Stated task: Give the data below again exactly as written, without its pictures.

— START OF Source excerpt —

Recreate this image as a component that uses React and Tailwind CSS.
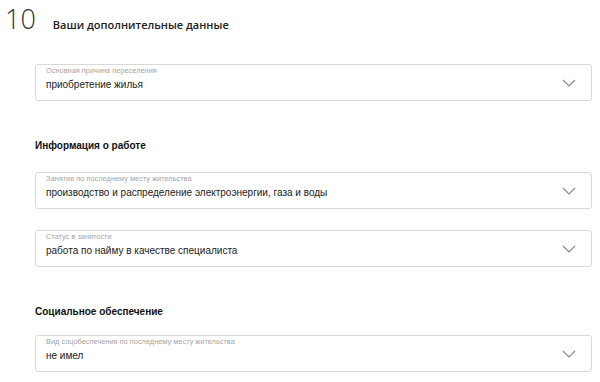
function Chevron() {
  return (
    <svg width="14" height="8" viewBox="0 0 14 8" fill="none" className="shrink-0">
      <path d="M1 1l6 6 6-6" stroke="#8a8a8a" strokeWidth="1.2" />
    </svg>
  );
}

function SelectField({ label, value }) {
  return (
    <div className="flex items-center h-[37px] border border-[#d9d9d9] rounded-[3px] pl-[10px] pr-[15px]">
      <div className="flex-1 flex flex-col self-start pt-[1px]">
        <span className="text-[7.4px] leading-[10px] text-[#a5a5a5]">{label}</span>
        <span className="text-[10px] leading-[13px] text-[#222] mt-[2px]">{value}</span>
      </div>
      <Chevron />
    </div>
  );
}

export default function App() {
  return (
    <div className="w-[600px] h-[382px] bg-white overflow-hidden font-['Liberation_Sans',Arial,sans-serif]">
      <div className="flex items-baseline pl-[5px] h-[33px]">
        <span className="text-[27px] leading-[37px] font-light text-[#333] font-['Open_Sans',sans-serif]">10</span>
        <span className="ml-[17px] text-[11px] font-semibold text-[#222] font-['Open_Sans',sans-serif]">Ваши дополнительные данные</span>
      </div>

      <div className="pl-[35px] pr-[8px]">
        <div className="mt-[31px]">
          <SelectField label="Основная причина переселения" value="приобретение жилья" />
        </div>

        <h3 className="mt-[37px] text-[10px] leading-[15px] font-bold text-[#111]">Информация о работе</h3>

        <div className="mt-[19px] flex flex-col gap-[21px]">
          <SelectField
            label="Занятие по последнему месту жительства"
            value="производство и распределение электроэнергии, газа и воды"
          />
          <SelectField label="Статус в занятости" value="работа по найму в качестве специалиста" />
        </div>

        <h3 className="mt-[37px] text-[10px] leading-[15px] font-bold text-[#111]">Социальное обеспечение</h3>

        <div className="mt-[16px]">
          <SelectField label="Вид соцобеспечения по последнему месту жительства" value="не имел" />
        </div>
      </div>
    </div>
  );
}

— END OF Source excerpt —

Result of the task:
Recreate this image as a component that uses React and Tailwind CSS.
function Chevron() {
  return (
    <svg width="14" height="8" viewBox="0 0 14 8" fill="none" className="shrink-0">
      <path d="M1 1l6 6 6-6" stroke="#8a8a8a" strokeWidth="1.2" />
    </svg>
  );
}

function SelectField({ label, value }) {
  return (
    <div className="flex items-center h-[37px] border border-[#d9d9d9] rounded-[3px] pl-[10px] pr-[15px]">
      <div className="flex-1 flex flex-col self-start pt-[1px]">
        <span className="text-[7.4px] leading-[10px] text-[#a5a5a5]">{label}</span>
        <span className="text-[10px] leading-[13px] text-[#222] mt-[2px]">{value}</span>
      </div>
      <Chevron />
    </div>
  );
}

export default function App() {
  return (
    <div className="w-[600px] h-[382px] bg-white overflow-hidden font-['Liberation_Sans',Arial,sans-serif]">
      <div className="flex items-baseline pl-[5px] h-[33px]">
        <span className="text-[27px] leading-[37px] font-light text-[#333] font-['Open_Sans',sans-serif]">10</span>
        <span className="ml-[17px] text-[11px] font-semibold text-[#222] font-['Open_Sans',sans-serif]">Ваши дополнительные данные</span>
      </div>

      <div className="pl-[35px] pr-[8px]">
        <div className="mt-[31px]">
          <SelectField label="Основная причина переселения" value="приобретение жилья" />
        </div>

        <h3 className="mt-[37px] text-[10px] leading-[15px] font-bold text-[#111]">Информация о работе</h3>

        <div className="mt-[19px] flex flex-col gap-[21px]">
          <SelectField
            label="Занятие по последнему месту жительства"
            value="производство и распределение электроэнергии, газа и воды"
          />
          <SelectField label="Статус в занятости" value="работа по найму в качестве специалиста" />
        </div>

        <h3 className="mt-[37px] text-[10px] leading-[15px] font-bold text-[#111]">Социальное обеспечение</h3>

        <div className="mt-[16px]">
          <SelectField label="Вид соцобеспечения по последнему месту жительства" value="не имел" />
        </div>
      </div>
    </div>
  );
}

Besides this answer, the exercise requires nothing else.